SHORT EXERCISE:
Would you repeat the listing exactly but omit every picture?

RECORDS SHOWN:

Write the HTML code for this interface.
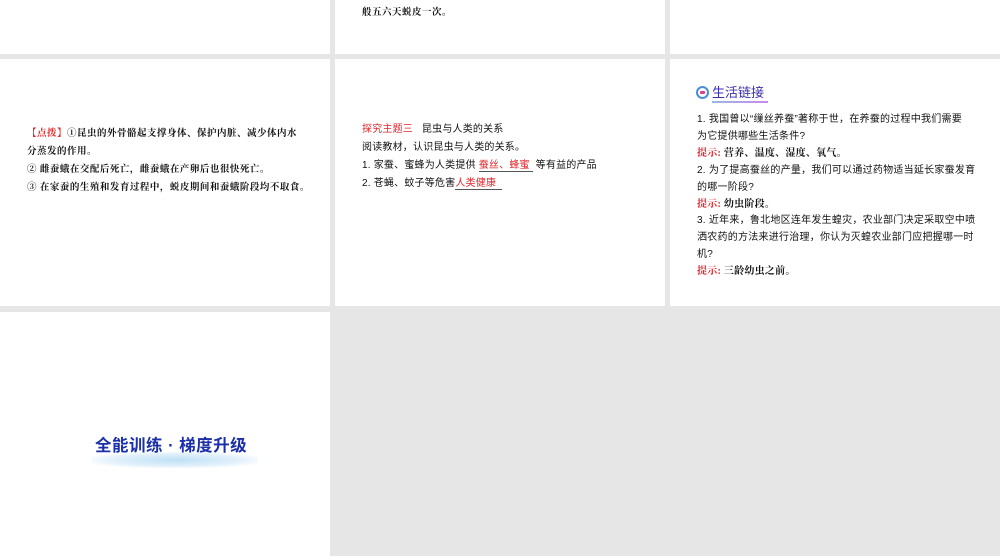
<!DOCTYPE html>
<html><head><meta charset="utf-8"><style>
body{margin:0;width:1000px;height:556px;background:#e6e6e6;position:relative;overflow:hidden;font-family:"Liberation Serif","Noto Serif CJK SC",serif;color:#111}
.p{position:absolute;background:#fff}
.t{position:absolute;white-space:nowrap;font-size:9.5px;line-height:12px}
.s{font-family:"Liberation Sans","Noto Sans CJK SC",sans-serif}
.r{color:#e0262a}
.c1{letter-spacing:0.5px}
.c2{font-size:10px;letter-spacing:0.2px}
.c3{font-size:10px;letter-spacing:0.25px}
u{text-decoration:none;border-bottom:1px solid #555;color:#e0262a}
</style></head><body>
<div class="p" style="left:0;top:0;width:330px;height:54px"></div>
<div class="p" style="left:335px;top:0;width:330px;height:54px"></div>
<div class="p" style="left:670px;top:0;width:330px;height:54px"></div>
<div class="p" style="left:0;top:59px;width:330px;height:247px"></div>
<div class="p" style="left:335px;top:59px;width:330px;height:247px"></div>
<div class="p" style="left:670px;top:59px;width:330px;height:247px"></div>
<div class="p" style="left:0;top:312px;width:330px;height:244px"></div>

<div class="t c1" style="left:362px;top:7px;font-weight:bold">般五六天蜕皮一次。</div>

<div class="t c1" style="left:27px;top:128px;font-weight:bold"><span class="r">【点拨】</span>①昆虫的外骨骼起支撑身体、保护内脏、减少体内水</div>
<div class="t c1" style="left:27px;top:146px;font-weight:bold">分蒸发的作用。</div>
<div class="t c1" style="left:27px;top:164px;font-weight:bold">② 雌蚕蛾在交配后死亡，雌蚕蛾在产卵后也很快死亡。</div>
<div class="t c1" style="left:27px;top:182px;font-weight:bold">③ 在家蚕的生殖和发育过程中，蜕皮期间和蚕蛾阶段均不取食。</div>

<div class="t s c2" style="left:362px;top:124px"><span class="r">探究主题三</span>&nbsp;&nbsp;&nbsp;昆虫与人类的关系</div>
<div class="t s c2" style="left:362px;top:142px">阅读教材，认识昆虫与人类的关系。</div>
<div class="t s c2" style="left:362px;top:160px">1. 家蚕、蜜蜂为人类提供 <u>蚕丝、蜂蜜&nbsp;</u> 等有益的产品</div>
<div class="t s c2" style="left:362px;top:178px">2. 苍蝇、蚊子等危害<u>人类健康&nbsp;&nbsp;</u></div>

<div style="position:absolute;left:696px;top:86px;width:13px;height:13px;border-radius:50%;border:2px solid #4a90d9;box-sizing:border-box;background:#fff"><div style="position:absolute;left:2px;top:3px;width:5px;height:3px;background:#e0408a;border-radius:1px"></div></div>
<div class="t s" style="left:712px;top:85px;font-size:13px;line-height:16px;color:#3b2fb0">生活链接</div>
<div style="position:absolute;left:712px;top:101px;width:56px;height:2px;background:linear-gradient(90deg,#9bd,#c8e)"></div>

<div class="t s c3" style="left:697px;top:114px">1. 我国曾以“缫丝养蚕”著称于世，在养蚕的过程中我们需要</div>
<div class="t s c3" style="left:697px;top:131px">为它提供哪些生活条件?</div>
<div class="t c3" style="left:697px;top:148px;font-weight:bold"><span class="r">提示:</span> 营养、温度、湿度、氧气。</div>
<div class="t s c3" style="left:697px;top:165px">2. 为了提高蚕丝的产量，我们可以通过药物适当延长家蚕发育</div>
<div class="t s c3" style="left:697px;top:182px">的哪一阶段?</div>
<div class="t c3" style="left:697px;top:199px;font-weight:bold"><span class="r">提示:</span> 幼虫阶段。</div>
<div class="t s c3" style="left:697px;top:215px">3. 近年来，鲁北地区连年发生蝗灾，农业部门决定采取空中喷</div>
<div class="t s c3" style="left:697px;top:232px">洒农药的方法来进行治理，你认为灭蝗农业部门应把握哪一时</div>
<div class="t s c3" style="left:697px;top:249px">机?</div>
<div class="t c3" style="left:697px;top:266px;font-weight:bold"><span class="r">提示:</span> 三龄幼虫之前。</div>

<div style="position:absolute;left:92px;top:452px;width:166px;height:16px;background:radial-gradient(ellipse at center,#bfe0f5 0%,#e3f1fb 55%,#fff 80%)"></div>
<div class="t s" style="left:95px;top:436px;font-size:16.5px;line-height:20px;color:#1a2fa8;font-weight:bold;letter-spacing:0.5px">全能训练 · 梯度升级</div>
</body></html>
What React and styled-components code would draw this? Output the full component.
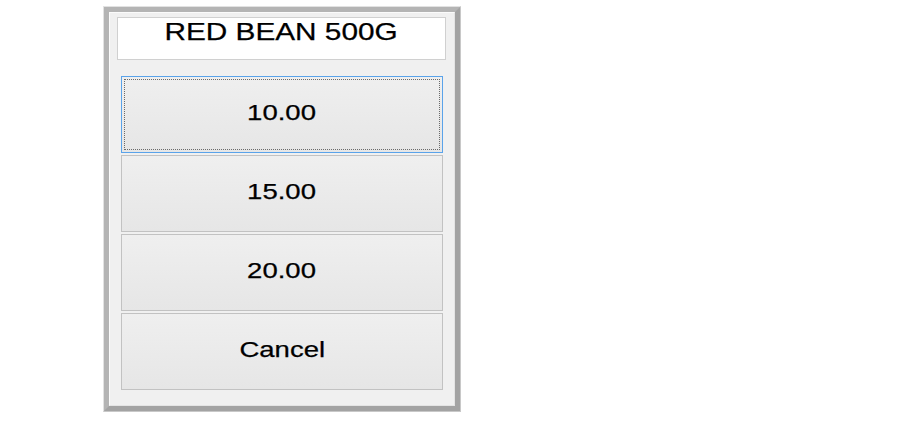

ANSWER IN FULL:
Write the HTML code for this interface.
<!DOCTYPE html>
<html><head><meta charset="utf-8"><style>
body{margin:0;width:1000px;height:556px;background:#e6e6e6;position:relative;overflow:hidden;font-family:"Liberation Serif","Noto Serif CJK SC",serif;color:#111}
.p{position:absolute;background:#fff}
.t{position:absolute;white-space:nowrap;font-size:9.5px;line-height:12px}
.s{font-family:"Liberation Sans","Noto Sans CJK SC",sans-serif}
.r{color:#e0262a}
.c1{letter-spacing:0.5px}
.c2{font-size:10px;letter-spacing:0.2px}
.c3{font-size:10px;letter-spacing:0.25px}
u{text-decoration:none;border-bottom:1px solid #555;color:#e0262a}
</style></head><body>
<div class="p" style="left:0;top:0;width:330px;height:54px"></div>
<div class="p" style="left:335px;top:0;width:330px;height:54px"></div>
<div class="p" style="left:670px;top:0;width:330px;height:54px"></div>
<div class="p" style="left:0;top:59px;width:330px;height:247px"></div>
<div class="p" style="left:335px;top:59px;width:330px;height:247px"></div>
<div class="p" style="left:670px;top:59px;width:330px;height:247px"></div>
<div class="p" style="left:0;top:312px;width:330px;height:244px"></div>

<div class="t c1" style="left:362px;top:7px;font-weight:bold">般五六天蜕皮一次。</div>

<div class="t c1" style="left:27px;top:128px;font-weight:bold"><span class="r">【点拨】</span>①昆虫的外骨骼起支撑身体、保护内脏、减少体内水</div>
<div class="t c1" style="left:27px;top:146px;font-weight:bold">分蒸发的作用。</div>
<div class="t c1" style="left:27px;top:164px;font-weight:bold">② 雌蚕蛾在交配后死亡，雌蚕蛾在产卵后也很快死亡。</div>
<div class="t c1" style="left:27px;top:182px;font-weight:bold">③ 在家蚕的生殖和发育过程中，蜕皮期间和蚕蛾阶段均不取食。</div>

<div class="t s c2" style="left:362px;top:124px"><span class="r">探究主题三</span>&nbsp;&nbsp;&nbsp;昆虫与人类的关系</div>
<div class="t s c2" style="left:362px;top:142px">阅读教材，认识昆虫与人类的关系。</div>
<div class="t s c2" style="left:362px;top:160px">1. 家蚕、蜜蜂为人类提供 <u>蚕丝、蜂蜜&nbsp;</u> 等有益的产品</div>
<div class="t s c2" style="left:362px;top:178px">2. 苍蝇、蚊子等危害<u>人类健康&nbsp;&nbsp;</u></div>

<div style="position:absolute;left:696px;top:86px;width:13px;height:13px;border-radius:50%;border:2px solid #4a90d9;box-sizing:border-box;background:#fff"><div style="position:absolute;left:2px;top:3px;width:5px;height:3px;background:#e0408a;border-radius:1px"></div></div>
<div class="t s" style="left:712px;top:85px;font-size:13px;line-height:16px;color:#3b2fb0">生活链接</div>
<div style="position:absolute;left:712px;top:101px;width:56px;height:2px;background:linear-gradient(90deg,#9bd,#c8e)"></div>

<div class="t s c3" style="left:697px;top:114px">1. 我国曾以“缫丝养蚕”著称于世，在养蚕的过程中我们需要</div>
<div class="t s c3" style="left:697px;top:131px">为它提供哪些生活条件?</div>
<div class="t c3" style="left:697px;top:148px;font-weight:bold"><span class="r">提示:</span> 营养、温度、湿度、氧气。</div>
<div class="t s c3" style="left:697px;top:165px">2. 为了提高蚕丝的产量，我们可以通过药物适当延长家蚕发育</div>
<div class="t s c3" style="left:697px;top:182px">的哪一阶段?</div>
<div class="t c3" style="left:697px;top:199px;font-weight:bold"><span class="r">提示:</span> 幼虫阶段。</div>
<div class="t s c3" style="left:697px;top:215px">3. 近年来，鲁北地区连年发生蝗灾，农业部门决定采取空中喷</div>
<div class="t s c3" style="left:697px;top:232px">洒农药的方法来进行治理，你认为灭蝗农业部门应把握哪一时</div>
<div class="t s c3" style="left:697px;top:249px">机?</div>
<div class="t c3" style="left:697px;top:266px;font-weight:bold"><span class="r">提示:</span> 三龄幼虫之前。</div>

<div style="position:absolute;left:92px;top:452px;width:166px;height:16px;background:radial-gradient(ellipse at center,#bfe0f5 0%,#e3f1fb 55%,#fff 80%)"></div>
<div class="t s" style="left:95px;top:436px;font-size:16.5px;line-height:20px;color:#1a2fa8;font-weight:bold;letter-spacing:0.5px">全能训练 · 梯度升级</div>
</body></html>
What React and styled-components code would draw this? Output the full component.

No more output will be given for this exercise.